Herbert III of Vermandois (953–1015), Count of Vermandois, was the son of Adalbert I of Vermandois and Gerberge of Lorraine. During his lifetime he was the eldest male-line descendant of Charlemagne, as his 5th great-grandson, through Bernard of Italy.

== Biography ==
Two charters of the Montier-en-Der Abbey (968 and 980) are attributed to Herbert III of Vermandois, then the count of Chateau-Thierry, Vitry and lay abbot of the Abbey of Saint-Médard of Soissons, the title of "Count of the Franks". This title can be compared to that of Duke of the Franks used by Robertians and that made them second in the Kingdom after the king of the Franks.
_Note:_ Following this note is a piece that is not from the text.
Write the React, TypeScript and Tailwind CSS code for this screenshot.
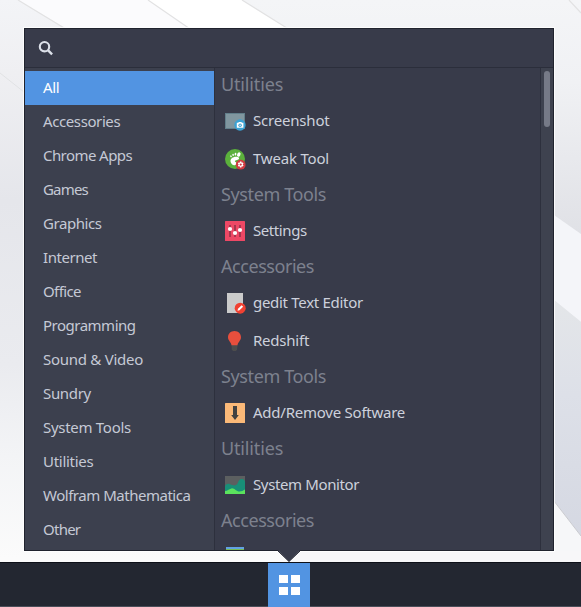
import type { ReactNode } from "react";

const categories: { name: string; track: string }[] = [
  { name: "All", track: "tracking-[-0.4px]" },
  { name: "Accessories", track: "tracking-[-0.4px]" },
  { name: "Chrome Apps", track: "tracking-[-0.57px]" },
  { name: "Games", track: "tracking-[-0.8px]" },
  { name: "Graphics", track: "tracking-[-0.44px]" },
  { name: "Internet", track: "tracking-[-0.44px]" },
  { name: "Office", track: "tracking-[-0.6px]" },
  { name: "Programming", track: "tracking-[-0.5px]" },
  { name: "Sound & Video", track: "tracking-[-0.27px]" },
  { name: "Sundry", track: "tracking-[-0.33px]" },
  { name: "System Tools", track: "tracking-[-0.29px]" },
  { name: "Utilities", track: "tracking-[-0.28px]" },
  { name: "Wolfram Mathematica", track: "tracking-[-0.48px]" },
  { name: "Other", track: "tracking-[-0.75px]" },
];

function Wallpaper() {
  return (
    <svg className="absolute inset-0 h-full w-full" viewBox="0 0 581 607" preserveAspectRatio="none">
      <defs>
        <linearGradient id="base" x1="0" y1="0" x2="0" y2="1">
          <stop offset="0" stopColor="#f3f4f7" />
          <stop offset="0.12" stopColor="#efeff2" />
          <stop offset="0.33" stopColor="#e5e6eb" />
          <stop offset="0.6" stopColor="#eaebef" />
          <stop offset="0.75" stopColor="#f3f4f6" />
          <stop offset="0.92" stopColor="#fbfbfb" />
        </linearGradient>
        <linearGradient id="right" x1="0" y1="0" x2="0" y2="234" gradientUnits="userSpaceOnUse">
          <stop offset="0" stopColor="#f4f5f7" />
          <stop offset="0.35" stopColor="#f0f1f4" />
          <stop offset="1" stopColor="#e0e1e6" />
        </linearGradient>
        <linearGradient id="shade" x1="0" y1="0" x2="0" y2="1">
          <stop offset="0" stopColor="#e4e6e9" />
          <stop offset="0.4" stopColor="#dde0e8" />
          <stop offset="1" stopColor="#d5d8e2" />
        </linearGradient>
      </defs>
      <rect width="581" height="607" fill="url(#base)" />
      <path d="M18 0H148L192 30H69Z" fill="#fbfbfd" />
      <path d="M148 0H242L290 30H192Z" fill="#ffffff" />
      <path d="M242 0H581V240H540V30H290Z" fill="url(#right)" />
      <path d="M18 0L69 31M148 0L193 31M242 0L290 30M569 0L581 13" stroke="#e2e2e3" strokeWidth="1.2" fill="none" />
      <path d="M0 73L24 92" stroke="#e1e2e4" fill="none" />
      <path d="M554 215L581 234V322L554 300Z" fill="#f4f5f9" />
      <path d="M554 300L581 322V536L554 501Z" fill="url(#shade)" />
      <path d="M554 501L581 536V562H554Z" fill="#f6f7f9" />
      <path d="M554 501L581 536" stroke="#c9cacf" />
      <path d="M581 551V562H290V551Z" fill="#f7f7f9" />
    </svg>
  );
}

function IconFrame({ children }: { children: ReactNode }) {
  return (
    <svg className="h-[22px] w-[22px] shrink-0" viewBox="0 0 22 22">
      {children}
    </svg>
  );
}

const icons = {
  screenshot: (
    <IconFrame>
      <rect x="1" y="3" width="20" height="16" fill="#627f8b" />
      <rect x="2" y="4" width="18" height="14" fill="#80969f" />
      <circle cx="16" cy="15" r="5.7" fill="#3ba2d3" />
      <path d="M12.8 12.8h1.500l.5-.9h2.600l.5.9h1.500v4.900h-6.600z" fill="#fff" />
      <circle cx="16.100" cy="15.200" r="1.700" fill="#3ba2d3" />
      <circle cx="16.100" cy="15.200" r=".7" fill="#fff" />
    </IconFrame>
  ),
  tweak: (
    <IconFrame>
      <circle cx="11" cy="11" r="10" fill="#5bb13c" />
      <path d="M12 8.800c-3.200.1-5.700 1.900-5.500 4.500.2 2.500 2.200 4.200 4.300 3.900 1.900-.3 2.100-1.500 1.600-2.500-.4-.9-1.700-.9-1.500-1.800.2-1 3.900-.7 4.200-2.500.1-1-1-1.600-3.100-1.600z" fill="#fff" />
      <ellipse cx="14.800" cy="6.500" rx="1.600" ry="2.300" transform="rotate(25 14.800 6.500)" fill="#fff" />
      <ellipse cx="11.500" cy="6.100" rx=".9" ry="1.400" transform="rotate(8 11.500 6.100)" fill="#fff" />
      <ellipse cx="9.100" cy="6.900" rx=".8" ry="1.100" transform="rotate(-12 9.100 6.900)" fill="#fff" />
      <ellipse cx="7" cy="8.300" rx=".7" ry="1" transform="rotate(-30 7 8.300)" fill="#fff" />
      <circle cx="16.700" cy="16.700" r="4.900" fill="#d13b42" />
      <path d="M16 13.600h1.400l.3 1.100 1.100-.3.7 1.200-.8.9.8.9-.7 1.200-1.100-.3-.3 1.300H16l-.3-1.300-1.100.3-.7-1.200.8-.9-.8-.9.7-1.200 1.100.3z" fill="#fff" />
      <circle cx="16.700" cy="16.600" r="1.100" fill="#d13b42" />
    </IconFrame>
  ),
  settings: (
    <IconFrame>
      <rect x="1" y="1" width="20" height="20" rx=".6" fill="#ee4865" />
      <path d="M6 5v12M11 5v12M16 5v12" stroke="#8e3047" strokeWidth="1.500" />
      <circle cx="6" cy="9" r="2.100" fill="#fff" />
      <circle cx="11" cy="13" r="2.100" fill="#fff" />
      <circle cx="16" cy="10" r="2.100" fill="#fff" />
    </IconFrame>
  ),
  gedit: (
    <IconFrame>
      <rect x="3" y="1" width="16" height="20" fill="#cbcbcb" />
      <circle cx="16.200" cy="16.200" r="5.500" fill="#f14132" />
      <path d="M13.500 18.800l.5-2 3.600-3.500 1.500 1.500-3.600 3.500z" fill="#fff" />
    </IconFrame>
  ),
  redshift: (
    <IconFrame>
      <path d="M7.500 15h6l-.4 4.500-1.200 1.500H9l-1.200-1.500z" fill="#4d4d4d" />
      <path d="M10.500 1C6.700 1 4 3.800 4 7.300c0 3.200 3 4.800 3.500 8h6c.5-3.200 3.500-4.800 3.500-8C17 3.800 14.300 1 10.500 1z" fill="#e84f3d" />
    </IconFrame>
  ),
  software: (
    <IconFrame>
      <rect x="1" y="1" width="20" height="20" rx=".6" fill="#fbb978" />
      <path d="M9 4h4v9h1.800L11 18l-3.800-5H9z" fill="#414141" />
    </IconFrame>
  ),
  monitor: (
    <IconFrame>
      <rect x="1" y="2" width="20" height="18" fill="#5c5f60" />
      <path d="M1 20v-8c1.200-2 3-2.600 5-1.800 3 1.200 5.500 2.300 7.500-.7 1-2.500 2-4.500 4.500-4.500 1.500 0 2.500 1 3 2.500V20z" fill="#188f78" />
      <path d="M1 20v-3c2.500 0 4.500-2.300 7-2.800 2.700 0 4.500 3.300 7.500 3.300 2 0 3.500-1 5.500-2V20z" fill="#5be35d" />
    </IconFrame>
  ),
  picture: (
    <IconFrame>
      <rect x="2" y="1" width="18" height="20" fill="#76ba56" />
      <rect x="2" y="1" width="18" height="2" fill="#62a2e4" />
    </IconFrame>
  ),
};

const groups: { title: string; track: string; apps: { name: string; icon: keyof typeof icons; track: string }[] }[] = [
  {
    title: "Utilities",
    track: "tracking-[-0.15px]",
    apps: [
      { name: "Screenshot", icon: "screenshot", track: "tracking-[-0.2px]" },
      { name: "Tweak Tool", icon: "tweak", track: "tracking-[-0.2px]" },
    ],
  },
  {
    title: "System Tools",
    track: "tracking-[-0.38px]",
    apps: [{ name: "Settings", icon: "settings", track: "tracking-[-0.42px]" }],
  },
  {
    title: "Accessories",
    track: "tracking-[-0.45px]",
    apps: [
      { name: "gedit Text Editor", icon: "gedit", track: "tracking-[-0.3px]" },
      { name: "Redshift", icon: "redshift", track: "tracking-[-0.22px]" },
    ],
  },
  {
    title: "System Tools",
    track: "tracking-[-0.38px]",
    apps: [{ name: "Add/Remove Software", icon: "software", track: "tracking-[-0.24px]" }],
  },
  {
    title: "Utilities",
    track: "tracking-[-0.15px]",
    apps: [{ name: "System Monitor", icon: "monitor", track: "tracking-[-0.38px]" }],
  },
  { title: "Accessories", track: "tracking-[-0.45px]", apps: [{ name: "", icon: "picture", track: "" }] },
];

export default function App() {
  return (
    <div className="relative flex h-[607px] w-[581px] flex-col overflow-hidden font-['Noto_Sans',sans-serif] text-[15px]">
      <Wallpaper />
      <main className="relative ml-6 mt-7 flex h-[523px] w-[530px] flex-col border border-[#20232e] bg-[#383b4a] shadow-[0_0_0_1px_#fffc]">
        <div className="flex h-[39px] shrink-0 items-center border-b border-[#2b2e3b] pl-[13px]">
          <svg className="h-4 w-4" viewBox="0 0 16 16" fill="none" stroke="#dce0e9">
            <circle cx="6.500" cy="6.700" r="4.700" strokeWidth="2.100" />
            <path d="M9.900 10.100l4.200 4.200" strokeWidth="2.400" />
          </svg>
        </div>
        <div className="flex min-h-0 flex-1">
          <nav className="w-[189px] shrink-0 bg-[#3c404e] pt-[3px] text-[#c5c9d5]">
            {categories.map((c, i) => (
              <div
                key={c.name}
                className={`flex h-[34px] items-center whitespace-nowrap pb-[2px] pl-[18px] ${c.track} ${i === 0 ? "bg-[#5294e2] text-white" : ""}`}
              >
                {c.name}
              </div>
            ))}
          </nav>
          <section className="min-w-0 flex-1 overflow-hidden border-l border-[#2d303d]">
            {groups.map((g, i) => (
              <div key={i}>
                <h2 className={`flex h-[34px] items-center whitespace-nowrap pb-[2px] pl-[6px] text-[18px] text-[#7d818e] ${g.track}`}>
                  {g.title}
                </h2>
                {g.apps.map((a) => (
                  <div key={a.icon} className={`flex h-[38px] items-center gap-[7px] whitespace-nowrap pl-[9px] text-[#cdd1dc] ${a.track}`}>
                    {icons[a.icon]}
                    <span className="pb-[2px]">{a.name}</span>
                  </div>
                ))}
              </div>
            ))}
          </section>
          <div className="w-[13px] shrink-0 border-l border-[#2d303d] bg-[#3e424f] pl-[3px] pt-[3px]">
            <div className="h-14 w-[6px] rounded-full bg-[#767a87]" />
          </div>
        </div>
      </main>
      <footer className="relative mt-[11px] flex h-[45px] justify-center border-b border-t border-b-[#4a4e59] border-t-[#0d1018] bg-[#232731] pr-[3px]">
        <div className="grid h-11 w-[42px] grid-cols-[9px_9px] grid-rows-[8px_8px] place-content-center gap-x-[3px] gap-y-1 bg-[#5294e2]">
          <i className="bg-white" />
          <i className="bg-white" />
          <i className="bg-white" />
          <i className="bg-white" />
        </div>
      </footer>
      <svg className="absolute left-[277px] top-[549px] h-[13px] w-6" viewBox="0 0 24 13">
        <path d="M.5 1L12 12.500 23.500 1V0H.5z" fill="#383b4a" />
        <path d="M.5 1.500L12 12.500 23.500 1.500" fill="none" stroke="#20232e" />
      </svg>
    </div>
  );
}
In 990, Herbert and his wife, Hermengarde, founded the Chapter of the Collegiate Church of Saint-Florent in Roye, under the title of St. George for 25 canons.

==Family==
Herbert married Hermengarde (946 - after 1035). They had:
- Adalbert II, Count of Vermandois, who died the year of his accession.
- Otto, Count of Vermandois

==Sources==
- Bachrach, Bernard S. (2018). "Deeds of the Bishops of Cambrai"
- Bouchard, Constance Brittain (2001). "Those of My Blood: Creating Noble Families in Medieval Francia"
- Heuduin, Albert (1939). "Rôle prépondérant de Guillaume Bouillé au Procès de Réhabilitation de Jeanne d’Arc"
- Le Jan, Régine (2003). "Famille et pouvoir dans le monde franc (VIIe-Xe siècle)"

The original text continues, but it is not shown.